Laser Beam Parameters Calculator
Compute key Gaussian laser beam properties — Rayleigh range, half-angle divergence, or beam radius at any distance from the waist. Essential for laser system design, focusing optics, and beam alignment tasks.
About this calculator
A Gaussian beam is characterised by its waist radius w₀, the point of tightest focus. The Rayleigh range z_R = π·w₀²/λ defines the distance over which the beam area doubles. Beyond z_R the beam diverges with half-angle θ = λ/(π·w₀). At any distance z from the waist the beam radius is w(z) = w₀·√(1 + (z/z_R)²). Wavelength λ must be in consistent units with w₀. These equations assume an ideal M² = 1 beam; real beams use M²·λ in place of λ. Understanding these parameters is critical for fibre coupling, laser machining spot size, and microscopy resolution.
How to use
Example: Laser wavelength λ = 532 nm = 5.32 × 10⁻⁷ m, beam waist w₀ = 1 mm = 0.001 m, distance z = 500 mm = 0.5 m. Step 1: z_R = π × (0.001)² / (5.32×10⁻⁷) ≈ 5.91 m. Step 2: w(z) = 0.001 × √(1 + (0.5/5.91)²) = 0.001 × √(1.00716) ≈ 1.00357 mm. The beam has expanded by only ~3.6 µm at 500 mm because z ≪ z_R. To find divergence: θ = 5.32×10⁻⁷/(π×0.001) ≈ 0.1693 mrad.

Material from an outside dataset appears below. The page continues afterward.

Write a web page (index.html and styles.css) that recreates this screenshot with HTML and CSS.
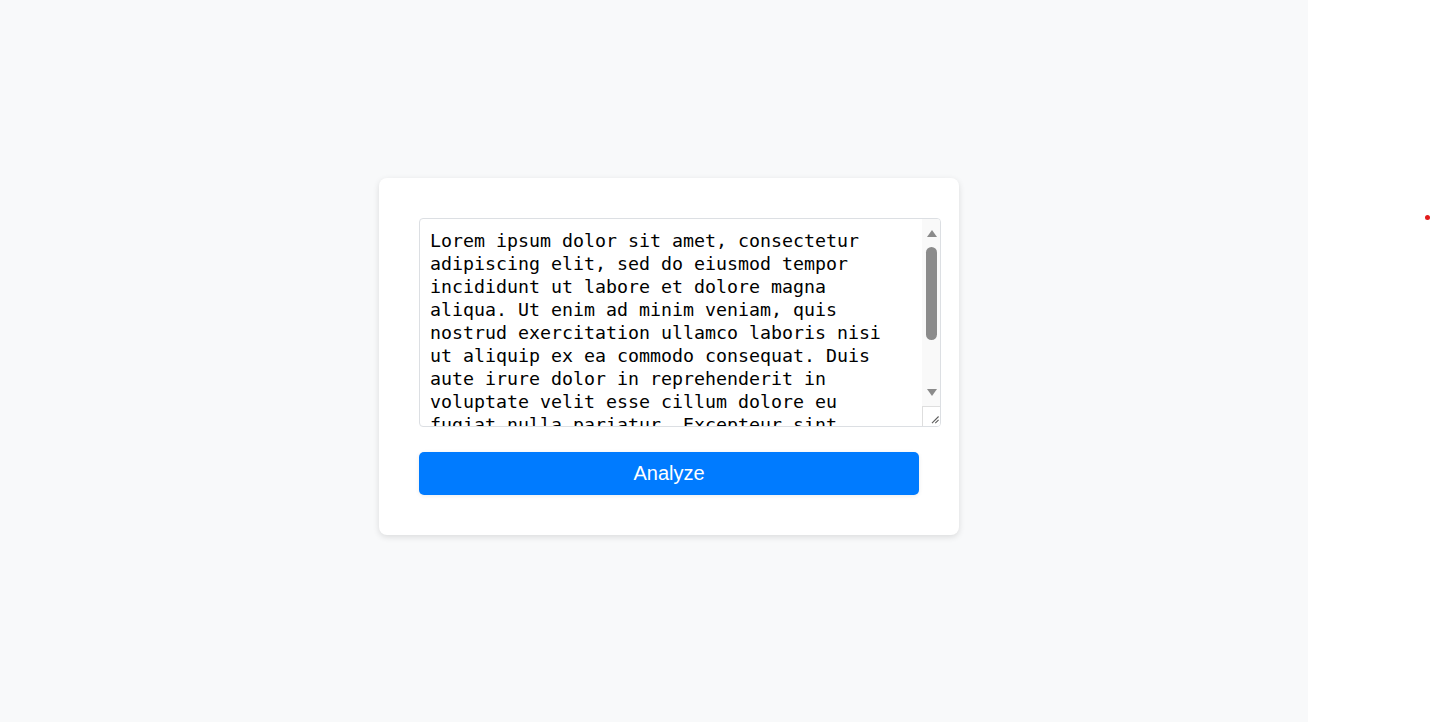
FILE: index.html
```html
<!DOCTYPE html>
<html lang="en">
<head>
<meta charset="utf-8">
<title>Analyze</title>
<link rel="stylesheet" href="styles.css">
</head>
<body>
<div class="page">
  <main class="stage">
    <div class="card">
      <div class="field">
        <textarea class="input">Lorem ipsum dolor sit amet, consectetur adipiscing elit, sed do eiusmod tempor incididunt ut labore et dolore magna aliqua. Ut enim ad minim veniam, quis nostrud exercitation ullamco laboris nisi ut aliquip ex ea commodo consequat. Duis aute irure dolor in reprehenderit in voluptate velit esse cillum dolore eu fugiat nulla pariatur. Excepteur sint occaecat cupidatat non proident, sunt in culpa qui officia deserunt mollit anim id est laborum.</textarea>
        <div class="scrollbar">
          <div class="sb-btn"><span class="arrow-up"></span></div>
          <div class="sb-track"><div class="sb-thumb"></div></div>
          <div class="sb-btn"><span class="arrow-down"></span></div>
          <div class="sb-resizer">
            <svg width="18" height="19" viewBox="0 0 18 19">
              <path d="M16.5 9.5 L9.5 16.5 M16.5 13 L13 16.5" stroke="#5f5f5f" stroke-width="1.2" fill="none"/>
            </svg>
          </div>
        </div>
      </div>
      <button class="analyze">Analyze</button>
    </div>
  </main>
  <aside class="side">
    <span class="dot"></span>
  </aside>
</div>
</body>
</html>
```

FILE: styles.css
```css
html, body {
  margin: 0;
  padding: 0;
  height: 100%;
}
body {
  background: #ffffff;
  font-family: "Liberation Sans", Arial, sans-serif;
  overflow: hidden;
}
.page {
  display: flex;
  height: 722px;
}
.stage {
  width: 1308px;
  flex: none;
  background: #f8f9fa;
  display: flex;
  align-items: center;
  justify-content: center;
  padding: 0 0 9px 30px;
  box-sizing: border-box;
}
.card {
  width: 580px;
  box-sizing: border-box;
  padding: 40px;
  background: #ffffff;
  border-radius: 8px;
  box-shadow: 0 2px 6px rgba(0, 0, 0, 0.12);
}
.field {
  display: flex;
  width: 522px;
  height: 209px;
  box-sizing: border-box;
  margin: 0 0 25px 0;
  border: 1px solid #dcdfe3;
  border-radius: 4px;
  overflow: hidden;
  background: #ffffff;
}
.input {
  flex: 1;
  min-width: 0;
  margin: 0;
  padding: 10px;
  border: none;
  font-family: "DejaVu Sans Mono", monospace;
  font-size: 18.27px;
  line-height: 23px;
  color: #000000;
  resize: none;
  outline: none;
  overflow: hidden;
  background: transparent;
}
.scrollbar {
  width: 18px;
  flex: none;
  display: flex;
  flex-direction: column;
  background: #f9f9f9;
}
.sb-btn {
  height: 27px;
  flex: none;
  display: flex;
  align-items: center;
  justify-content: center;
}
.sb-btn:first-child {
  height: 28px;
  padding-top: 1px;
  box-sizing: border-box;
}
.arrow-up {
  width: 0;
  height: 0;
  border-left: 5.5px solid transparent;
  border-right: 5.5px solid transparent;
  border-bottom: 7px solid #8b8b8b;
  margin-left: 1px;
}
.arrow-down {
  width: 0;
  height: 0;
  border-left: 5.5px solid transparent;
  border-right: 5.5px solid transparent;
  border-top: 7px solid #8b8b8b;
  margin-left: 1px;
}
.sb-track {
  flex: 1;
  display: flex;
  flex-direction: column;
  align-items: center;
}
.sb-thumb {
  width: 11px;
  height: 93px;
  margin-left: 1px;
  border-radius: 6px;
  background: #8b8b8b;
}
.sb-resizer {
  height: 19px;
  flex: none;
  border-top: 1px solid #dedede;
  border-left: 1px solid #dedede;
  background: #ffffff;
  display: flex;
  justify-content: flex-end;
  align-items: flex-end;
}
.sb-resizer svg {
  display: block;
}
.analyze {
  display: block;
  width: 500px;
  height: 43px;
  border: none;
  border-radius: 5px;
  background: #007bff;
  color: #ffffff;
  font-family: "Liberation Sans", Arial, sans-serif;
  font-size: 20px;
  padding: 0;
  cursor: pointer;
  box-shadow: 0 1px 4px rgba(0, 0, 0, 0.08);
}
.side {
  flex: 1;
  background: #ffffff;
  padding-top: 215px;
  display: flex;
  justify-content: flex-end;
  align-items: flex-start;
  padding-right: 1px;
}
.dot {
  width: 5px;
  height: 5px;
  border-radius: 50%;
  background: #e21b1b;
}
```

Frequently asked questions
What is the Rayleigh range of a laser beam and how is it used?
The Rayleigh range z_R = π·w₀²/λ is the distance from the beam waist at which the beam radius has grown by a factor of √2 and the beam area has doubled. It defines the depth of focus of the laser. Within one Rayleigh range on either side of the waist the beam is considered approximately collimated. Engineers use it to determine how far a focused laser can travel before it expands significantly, which is crucial for cutting, welding, and communications.
How does beam waist radius affect laser divergence angle?
Divergence θ = λ/(π·w₀) is inversely proportional to the waist radius. A tighter focus (smaller w₀) produces greater divergence, while a large collimated beam diverges very slowly. This is the diffraction limit in action: you cannot simultaneously have a very small spot and a very narrow divergence. In practice, this trade-off governs the design of beam expanders and focusing objectives for laser systems.
What does the M² beam quality factor mean for real laser beams?
M² (M-squared) quantifies how close a real beam is to the ideal Gaussian TEM₀₀ mode, which has M² = 1. A beam with M² = 2 diverges twice as fast as an ideal Gaussian and cannot be focused to as small a spot. Real diode lasers often have M² between 1.1 and 3, while multimode fibres can exceed 10. When using the beam radius formula, substitute M²·λ for λ to correctly predict beam size at any propagation distance.